### Information supplied
^^^^^^^^^^^^^^^^
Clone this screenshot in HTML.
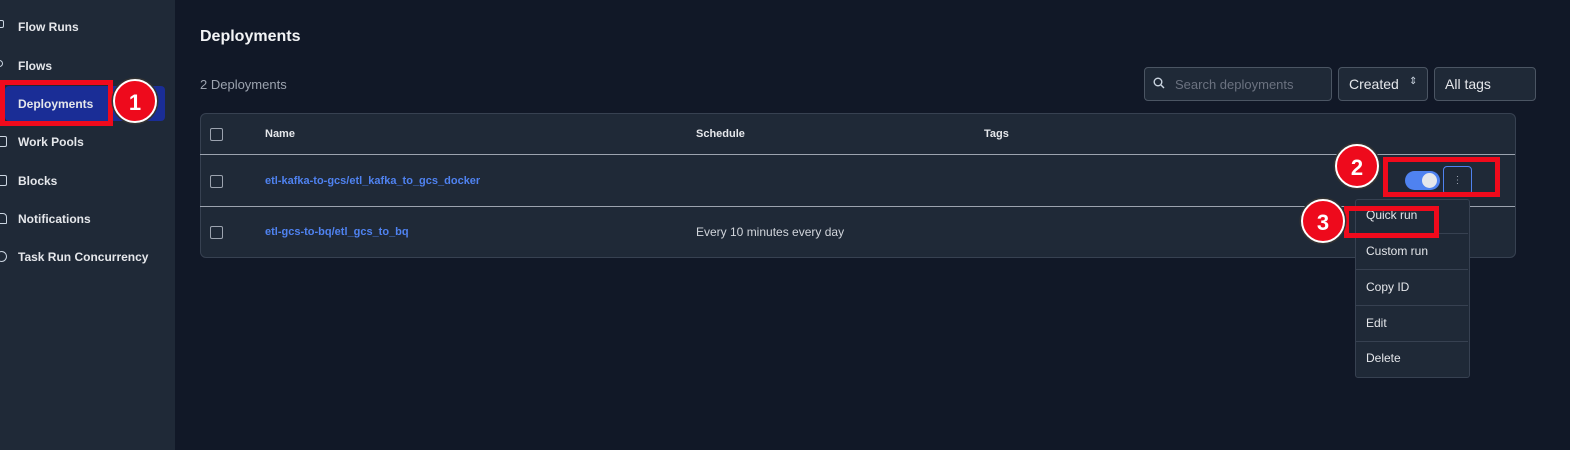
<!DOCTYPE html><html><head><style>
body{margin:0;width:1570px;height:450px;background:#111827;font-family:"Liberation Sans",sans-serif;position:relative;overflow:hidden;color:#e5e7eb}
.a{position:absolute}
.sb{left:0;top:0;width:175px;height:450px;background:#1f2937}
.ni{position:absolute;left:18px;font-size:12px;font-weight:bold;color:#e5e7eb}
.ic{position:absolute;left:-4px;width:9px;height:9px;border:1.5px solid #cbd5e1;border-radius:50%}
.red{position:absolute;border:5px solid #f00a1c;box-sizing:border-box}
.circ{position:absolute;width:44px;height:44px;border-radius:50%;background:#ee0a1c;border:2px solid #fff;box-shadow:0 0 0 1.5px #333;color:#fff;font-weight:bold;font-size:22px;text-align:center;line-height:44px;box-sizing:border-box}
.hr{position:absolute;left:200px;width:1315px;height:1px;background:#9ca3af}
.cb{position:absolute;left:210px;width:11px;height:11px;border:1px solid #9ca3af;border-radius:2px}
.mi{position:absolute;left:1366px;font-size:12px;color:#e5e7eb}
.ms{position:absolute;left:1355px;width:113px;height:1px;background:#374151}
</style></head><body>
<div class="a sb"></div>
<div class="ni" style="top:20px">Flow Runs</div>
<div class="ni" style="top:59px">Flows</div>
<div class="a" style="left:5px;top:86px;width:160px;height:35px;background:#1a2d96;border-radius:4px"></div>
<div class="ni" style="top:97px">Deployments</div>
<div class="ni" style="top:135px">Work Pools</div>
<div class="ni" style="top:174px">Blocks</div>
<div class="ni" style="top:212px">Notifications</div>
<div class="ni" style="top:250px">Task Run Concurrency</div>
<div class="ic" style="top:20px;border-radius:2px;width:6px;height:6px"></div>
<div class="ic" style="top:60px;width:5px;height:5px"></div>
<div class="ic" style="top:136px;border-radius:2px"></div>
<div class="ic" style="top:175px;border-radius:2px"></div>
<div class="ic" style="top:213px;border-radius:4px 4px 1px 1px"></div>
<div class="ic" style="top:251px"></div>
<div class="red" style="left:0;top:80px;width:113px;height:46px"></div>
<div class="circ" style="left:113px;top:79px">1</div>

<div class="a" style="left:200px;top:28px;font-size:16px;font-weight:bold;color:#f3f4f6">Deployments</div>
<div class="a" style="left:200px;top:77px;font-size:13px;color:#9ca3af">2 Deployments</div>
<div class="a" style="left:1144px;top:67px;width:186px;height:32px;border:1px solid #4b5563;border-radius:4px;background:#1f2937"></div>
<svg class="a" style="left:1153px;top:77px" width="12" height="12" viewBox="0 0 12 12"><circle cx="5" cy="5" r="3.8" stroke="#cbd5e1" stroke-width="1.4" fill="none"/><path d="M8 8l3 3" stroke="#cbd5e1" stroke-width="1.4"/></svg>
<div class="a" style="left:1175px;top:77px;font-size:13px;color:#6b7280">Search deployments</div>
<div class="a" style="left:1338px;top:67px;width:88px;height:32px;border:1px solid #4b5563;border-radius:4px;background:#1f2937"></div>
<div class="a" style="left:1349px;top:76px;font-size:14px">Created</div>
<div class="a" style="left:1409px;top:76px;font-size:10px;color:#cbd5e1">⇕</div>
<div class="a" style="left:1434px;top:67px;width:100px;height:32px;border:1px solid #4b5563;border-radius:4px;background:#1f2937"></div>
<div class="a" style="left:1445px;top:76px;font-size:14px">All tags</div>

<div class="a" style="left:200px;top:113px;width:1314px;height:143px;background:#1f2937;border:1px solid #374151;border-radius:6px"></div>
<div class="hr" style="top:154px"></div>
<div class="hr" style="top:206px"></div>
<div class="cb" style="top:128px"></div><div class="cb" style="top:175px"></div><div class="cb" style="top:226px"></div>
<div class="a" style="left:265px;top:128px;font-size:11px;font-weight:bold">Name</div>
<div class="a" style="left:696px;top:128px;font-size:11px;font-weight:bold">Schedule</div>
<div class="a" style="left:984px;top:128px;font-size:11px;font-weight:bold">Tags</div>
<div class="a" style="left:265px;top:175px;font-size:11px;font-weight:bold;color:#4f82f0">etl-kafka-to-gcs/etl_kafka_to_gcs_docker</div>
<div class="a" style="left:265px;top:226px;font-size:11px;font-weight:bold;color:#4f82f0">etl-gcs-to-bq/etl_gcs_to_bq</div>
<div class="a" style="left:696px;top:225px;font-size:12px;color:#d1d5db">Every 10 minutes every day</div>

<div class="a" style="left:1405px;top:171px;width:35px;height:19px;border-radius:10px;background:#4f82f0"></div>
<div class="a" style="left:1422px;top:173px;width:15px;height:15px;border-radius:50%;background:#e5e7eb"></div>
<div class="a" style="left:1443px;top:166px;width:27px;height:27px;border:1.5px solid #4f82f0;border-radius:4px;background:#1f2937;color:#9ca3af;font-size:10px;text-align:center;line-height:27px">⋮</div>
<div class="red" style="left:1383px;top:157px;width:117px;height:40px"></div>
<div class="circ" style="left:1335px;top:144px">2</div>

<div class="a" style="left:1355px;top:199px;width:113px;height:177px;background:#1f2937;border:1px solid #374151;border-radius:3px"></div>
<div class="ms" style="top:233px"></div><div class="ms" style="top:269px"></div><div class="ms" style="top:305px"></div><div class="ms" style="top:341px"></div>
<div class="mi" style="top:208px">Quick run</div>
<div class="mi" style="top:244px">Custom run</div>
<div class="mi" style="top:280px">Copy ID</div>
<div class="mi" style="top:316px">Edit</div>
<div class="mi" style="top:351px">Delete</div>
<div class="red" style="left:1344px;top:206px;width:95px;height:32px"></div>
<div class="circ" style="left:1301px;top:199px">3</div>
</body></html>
^^^^^^^^^^^^^^^^
Return each line exactly as written. Any picture gets left out.

### Answer to this task
Clone this screenshot in HTML.
<!DOCTYPE html><html><head><style>
body{margin:0;width:1570px;height:450px;background:#111827;font-family:"Liberation Sans",sans-serif;position:relative;overflow:hidden;color:#e5e7eb}
.a{position:absolute}
.sb{left:0;top:0;width:175px;height:450px;background:#1f2937}
.ni{position:absolute;left:18px;font-size:12px;font-weight:bold;color:#e5e7eb}
.ic{position:absolute;left:-4px;width:9px;height:9px;border:1.5px solid #cbd5e1;border-radius:50%}
.red{position:absolute;border:5px solid #f00a1c;box-sizing:border-box}
.circ{position:absolute;width:44px;height:44px;border-radius:50%;background:#ee0a1c;border:2px solid #fff;box-shadow:0 0 0 1.5px #333;color:#fff;font-weight:bold;font-size:22px;text-align:center;line-height:44px;box-sizing:border-box}
.hr{position:absolute;left:200px;width:1315px;height:1px;background:#9ca3af}
.cb{position:absolute;left:210px;width:11px;height:11px;border:1px solid #9ca3af;border-radius:2px}
.mi{position:absolute;left:1366px;font-size:12px;color:#e5e7eb}
.ms{position:absolute;left:1355px;width:113px;height:1px;background:#374151}
</style></head><body>
<div class="a sb"></div>
<div class="ni" style="top:20px">Flow Runs</div>
<div class="ni" style="top:59px">Flows</div>
<div class="a" style="left:5px;top:86px;width:160px;height:35px;background:#1a2d96;border-radius:4px"></div>
<div class="ni" style="top:97px">Deployments</div>
<div class="ni" style="top:135px">Work Pools</div>
<div class="ni" style="top:174px">Blocks</div>
<div class="ni" style="top:212px">Notifications</div>
<div class="ni" style="top:250px">Task Run Concurrency</div>
<div class="ic" style="top:20px;border-radius:2px;width:6px;height:6px"></div>
<div class="ic" style="top:60px;width:5px;height:5px"></div>
<div class="ic" style="top:136px;border-radius:2px"></div>
<div class="ic" style="top:175px;border-radius:2px"></div>
<div class="ic" style="top:213px;border-radius:4px 4px 1px 1px"></div>
<div class="ic" style="top:251px"></div>
<div class="red" style="left:0;top:80px;width:113px;height:46px"></div>
<div class="circ" style="left:113px;top:79px">1</div>

<div class="a" style="left:200px;top:28px;font-size:16px;font-weight:bold;color:#f3f4f6">Deployments</div>
<div class="a" style="left:200px;top:77px;font-size:13px;color:#9ca3af">2 Deployments</div>
<div class="a" style="left:1144px;top:67px;width:186px;height:32px;border:1px solid #4b5563;border-radius:4px;background:#1f2937"></div>
<svg class="a" style="left:1153px;top:77px" width="12" height="12" viewBox="0 0 12 12"><circle cx="5" cy="5" r="3.8" stroke="#cbd5e1" stroke-width="1.4" fill="none"/><path d="M8 8l3 3" stroke="#cbd5e1" stroke-width="1.4"/></svg>
<div class="a" style="left:1175px;top:77px;font-size:13px;color:#6b7280">Search deployments</div>
<div class="a" style="left:1338px;top:67px;width:88px;height:32px;border:1px solid #4b5563;border-radius:4px;background:#1f2937"></div>
<div class="a" style="left:1349px;top:76px;font-size:14px">Created</div>
<div class="a" style="left:1409px;top:76px;font-size:10px;color:#cbd5e1">⇕</div>
<div class="a" style="left:1434px;top:67px;width:100px;height:32px;border:1px solid #4b5563;border-radius:4px;background:#1f2937"></div>
<div class="a" style="left:1445px;top:76px;font-size:14px">All tags</div>

<div class="a" style="left:200px;top:113px;width:1314px;height:143px;background:#1f2937;border:1px solid #374151;border-radius:6px"></div>
<div class="hr" style="top:154px"></div>
<div class="hr" style="top:206px"></div>
<div class="cb" style="top:128px"></div><div class="cb" style="top:175px"></div><div class="cb" style="top:226px"></div>
<div class="a" style="left:265px;top:128px;font-size:11px;font-weight:bold">Name</div>
<div class="a" style="left:696px;top:128px;font-size:11px;font-weight:bold">Schedule</div>
<div class="a" style="left:984px;top:128px;font-size:11px;font-weight:bold">Tags</div>
<div class="a" style="left:265px;top:175px;font-size:11px;font-weight:bold;color:#4f82f0">etl-kafka-to-gcs/etl_kafka_to_gcs_docker</div>
<div class="a" style="left:265px;top:226px;font-size:11px;font-weight:bold;color:#4f82f0">etl-gcs-to-bq/etl_gcs_to_bq</div>
<div class="a" style="left:696px;top:225px;font-size:12px;color:#d1d5db">Every 10 minutes every day</div>

<div class="a" style="left:1405px;top:171px;width:35px;height:19px;border-radius:10px;background:#4f82f0"></div>
<div class="a" style="left:1422px;top:173px;width:15px;height:15px;border-radius:50%;background:#e5e7eb"></div>
<div class="a" style="left:1443px;top:166px;width:27px;height:27px;border:1.5px solid #4f82f0;border-radius:4px;background:#1f2937;color:#9ca3af;font-size:10px;text-align:center;line-height:27px">⋮</div>
<div class="red" style="left:1383px;top:157px;width:117px;height:40px"></div>
<div class="circ" style="left:1335px;top:144px">2</div>

<div class="a" style="left:1355px;top:199px;width:113px;height:177px;background:#1f2937;border:1px solid #374151;border-radius:3px"></div>
<div class="ms" style="top:233px"></div><div class="ms" style="top:269px"></div><div class="ms" style="top:305px"></div><div class="ms" style="top:341px"></div>
<div class="mi" style="top:208px">Quick run</div>
<div class="mi" style="top:244px">Custom run</div>
<div class="mi" style="top:280px">Copy ID</div>
<div class="mi" style="top:316px">Edit</div>
<div class="mi" style="top:351px">Delete</div>
<div class="red" style="left:1344px;top:206px;width:95px;height:32px"></div>
<div class="circ" style="left:1301px;top:199px">3</div>
</body></html>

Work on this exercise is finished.